Cette partition a des effets psychologiques inquiétants: les deux zones placées dans des conditions dissemblables évoluent différemment. La zone libre, où l'absence de tout rappel visible de l'occupation donne le sentiment de l'indépendance nationale et l'illusion de la souveraineté de l'État, oublierait presque que la guerre continue. Les habitants de la zone occupée, eux, ne sauraient l'oublier: la croix gammée a remplacé sur les bâtiments officiels les trois couleurs; d'uniformes ils ne voient que ceux de l'armée d'occupation et de ses services - Vichy est de l'autre côté de la ligne de démarcation, qui interpose un écran opaque. Les journaux de zone libre ne parviennent pas, et on ne lit que la presse parisienne qui paraît sous le contrôle et l'inspiration de la Propagandastaffel. Le danger n'est pas imaginaire d'une dissociation croissante de ces deux France.

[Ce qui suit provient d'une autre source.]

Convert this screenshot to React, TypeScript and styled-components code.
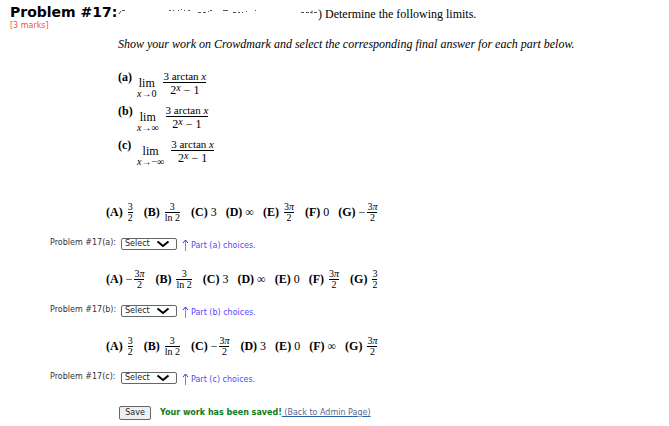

Si la convention d'armistice ne connaît que ces deux zones, les initiatives de l'occupant ont porté à sept ou huit les fractions du territoire national, séparées les unes des autres par des frontières encore plus difficiles à franchir que la ligne de démarcation. Le long des côtes, de Dunkerque à la Bidassoa, une ligne isole de l'intérieur une bande littorale de quelques kilomètres de profondeur où ne sont admis que ceux qui peuvent y justifier d'un domicile permanent. Les deux départements du Nord et du Pas-de-Calais sont rattachés au commandement établi à Bruxelles. En août, les trois départements de l'ancienne terre d'Empire, Moselle, Bas et Haut-Rhin, sont rattachés au Reich et forment deux Gauen administrés par des Gauleiter établis à Metz et Strasbourg. Une autre ligne court de l'embouchure de la Somme au Jura et sépare du reste de la zone occupée une quinzaine de départements picards, champenois, bourguignons. On oublie toujours de mentionner aussi les quelques parcelles de territoire dont les armées de Mussolini sont parvenues, en quinze jours de combats, à s'emparer et qui sont soumises à l'occupation italienne. Si l'on ajoute à cette énumération les quelque 2 millions d'hommes emmenés en captivité au-delà du Rhin et, sur un autre registre, les territoires d'outre-mer, on a l'image d'une France désarticulée, morcelée en sept ou huit tronçons, écartelée entre des autorités différentes, sollicitée par des allégeances contraires. En vérité, jamais de mémoire d'homme l'unité de la nation n'avait été à ce point déchirée et menacée. Vichy tâchera de capitaliser à son avantage l'aspiration à l'unité et l'exploitera contre la « dissidence », s'évertuant à en faire le ressort de l'adhésion à sa politique, alors que l'existence même de ce gouvernement et sa politique seront des sujets de discorde.